* _To do_: All of the entries must be reproduced exactly, with no images carried over.

* _Entries provided_:
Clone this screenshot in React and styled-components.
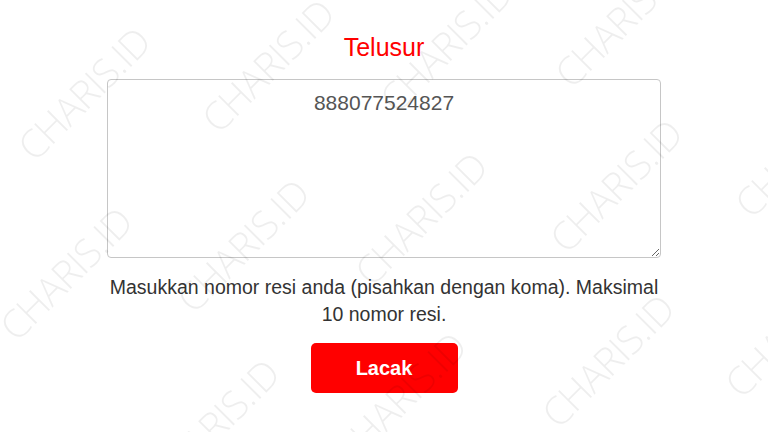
import React from "react";
import styled, { createGlobalStyle } from "styled-components";

const GlobalStyle = createGlobalStyle`
  html, body {
    margin: 0;
    background: #fff;
    font-family: "Liberation Sans", Arial, sans-serif;
  }
`;

const Page = styled.main`
  display: flex;
  flex-direction: column;
  align-items: center;
  padding-top: 33px;
  height: 432px;
  box-sizing: border-box;
`;

const Title = styled.h1`
  margin: 0;
  font-size: 25px;
  line-height: 28px;
  font-weight: 400;
  color: #ff0000;
`;

const ResiBox = styled.textarea`
  display: block;
  box-sizing: border-box;
  width: 554px;
  height: 179px;
  margin-top: 18px;
  padding: 11px 12px;
  border: 1px solid #c6c6c6;
  border-radius: 4px;
  font-family: "Liberation Sans", Arial, sans-serif;
  font-size: 21px;
  line-height: 24px;
  color: #555;
  text-align: center;
  outline: none;
`;

const Hint = styled.p`
  margin: 16px 0 0;
  width: 554px;
  font-size: 19.5px;
  line-height: 27px;
  color: #333;
  text-align: center;
`;

const TrackButton = styled.button`
  margin-top: 15px;
  width: 147px;
  height: 50px;
  border: none;
  border-radius: 5px;
  background: #ff0000;
  color: #fff;
  font-family: "Liberation Sans", Arial, sans-serif;
  font-size: 20px;
  font-weight: 700;
  cursor: pointer;
`;

const Watermarks = styled.div`
  position: fixed;
  inset: 0;
  overflow: hidden;
  pointer-events: none;
  z-index: 2;
`;

const Mark = styled.span`
  position: absolute;
  transform: translate(-50%, -50%) rotate(-45deg);
  font-family: "Open Sans", "DejaVu Sans", sans-serif;
  font-weight: 300;
  font-size: 39px;
  letter-spacing: -1px;
  white-space: nowrap;
  color: rgba(0, 0, 0, 0.065);
`;

// centres of the diagonal "CHARIS.ID" stamps
const marks = [
  [83, 93], [267, 65], [445, 45], [620, 20],
  [65, 273], [242, 245], [420, 218], [615, 185], [800, 150],
  [212, 425], [399, 398], [607, 360], [790, 330],
];

const App = () => {
  return (
    <>
      <GlobalStyle />
      <Page>
        <Title>Telusur</Title>
        <ResiBox defaultValue="888077524827" />
        <Hint>
          Masukkan nomor resi anda (pisahkan dengan koma). Maksimal 10 nomor
          resi.
        </Hint>
        <TrackButton type="button">Lacak</TrackButton>
      </Page>
      <Watermarks>
        {marks.map(([x, y]) => (
          <Mark key={`${x}-${y}`} style={{ left: x, top: y }}>
            CHARIS.ID
          </Mark>
        ))}
      </Watermarks>
    </>
  );
};

export default App;
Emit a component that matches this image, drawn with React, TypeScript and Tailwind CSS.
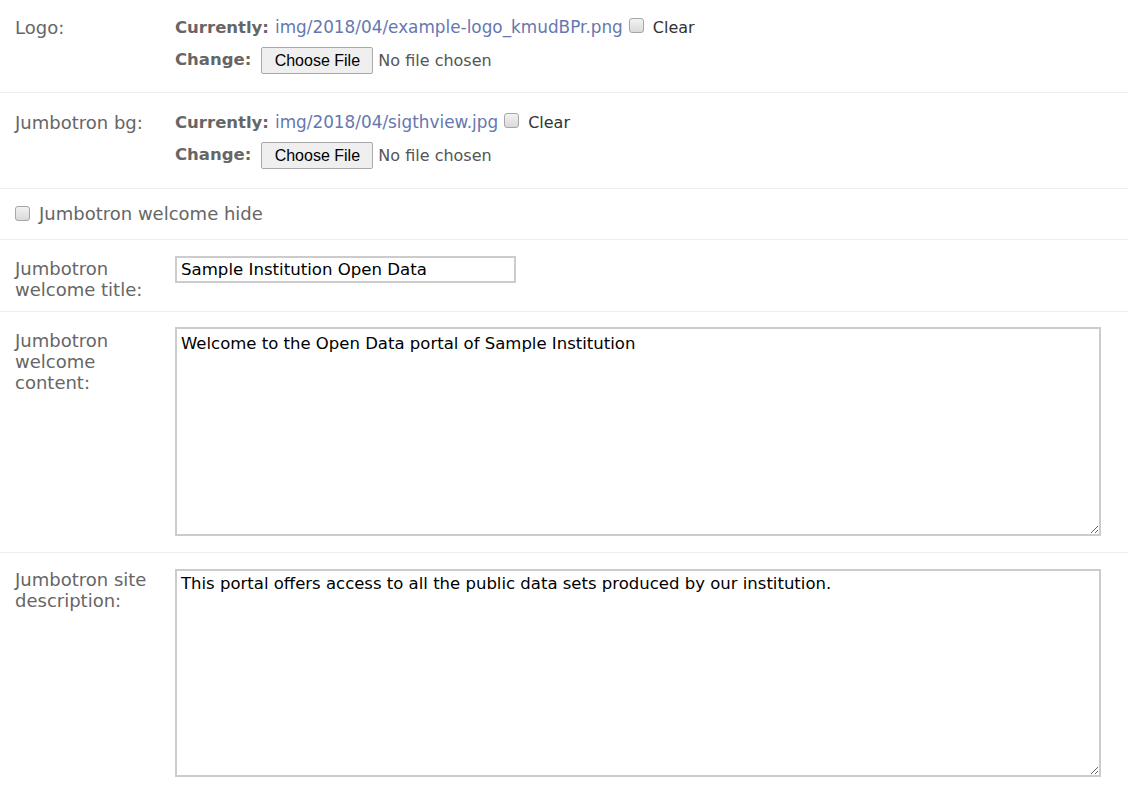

* _Response below_:
Clone this screenshot in React and styled-components.
import React from "react";
import styled, { createGlobalStyle } from "styled-components";

const GlobalStyle = createGlobalStyle`
  html, body {
    margin: 0;
    background: #fff;
    font-family: "Liberation Sans", Arial, sans-serif;
  }
`;

const Page = styled.main`
  display: flex;
  flex-direction: column;
  align-items: center;
  padding-top: 33px;
  height: 432px;
  box-sizing: border-box;
`;

const Title = styled.h1`
  margin: 0;
  font-size: 25px;
  line-height: 28px;
  font-weight: 400;
  color: #ff0000;
`;

const ResiBox = styled.textarea`
  display: block;
  box-sizing: border-box;
  width: 554px;
  height: 179px;
  margin-top: 18px;
  padding: 11px 12px;
  border: 1px solid #c6c6c6;
  border-radius: 4px;
  font-family: "Liberation Sans", Arial, sans-serif;
  font-size: 21px;
  line-height: 24px;
  color: #555;
  text-align: center;
  outline: none;
`;

const Hint = styled.p`
  margin: 16px 0 0;
  width: 554px;
  font-size: 19.5px;
  line-height: 27px;
  color: #333;
  text-align: center;
`;

const TrackButton = styled.button`
  margin-top: 15px;
  width: 147px;
  height: 50px;
  border: none;
  border-radius: 5px;
  background: #ff0000;
  color: #fff;
  font-family: "Liberation Sans", Arial, sans-serif;
  font-size: 20px;
  font-weight: 700;
  cursor: pointer;
`;

const Watermarks = styled.div`
  position: fixed;
  inset: 0;
  overflow: hidden;
  pointer-events: none;
  z-index: 2;
`;

const Mark = styled.span`
  position: absolute;
  transform: translate(-50%, -50%) rotate(-45deg);
  font-family: "Open Sans", "DejaVu Sans", sans-serif;
  font-weight: 300;
  font-size: 39px;
  letter-spacing: -1px;
  white-space: nowrap;
  color: rgba(0, 0, 0, 0.065);
`;

// centres of the diagonal "CHARIS.ID" stamps
const marks = [
  [83, 93], [267, 65], [445, 45], [620, 20],
  [65, 273], [242, 245], [420, 218], [615, 185], [800, 150],
  [212, 425], [399, 398], [607, 360], [790, 330],
];

const App = () => {
  return (
    <>
      <GlobalStyle />
      <Page>
        <Title>Telusur</Title>
        <ResiBox defaultValue="888077524827" />
        <Hint>
          Masukkan nomor resi anda (pisahkan dengan koma). Maksimal 10 nomor
          resi.
        </Hint>
        <TrackButton type="button">Lacak</TrackButton>
      </Page>
      <Watermarks>
        {marks.map(([x, y]) => (
          <Mark key={`${x}-${y}`} style={{ left: x, top: y }}>
            CHARIS.ID
          </Mark>
        ))}
      </Watermarks>
    </>
  );
};

export default App;
Emit a component that matches this image, drawn with React, TypeScript and Tailwind CSS.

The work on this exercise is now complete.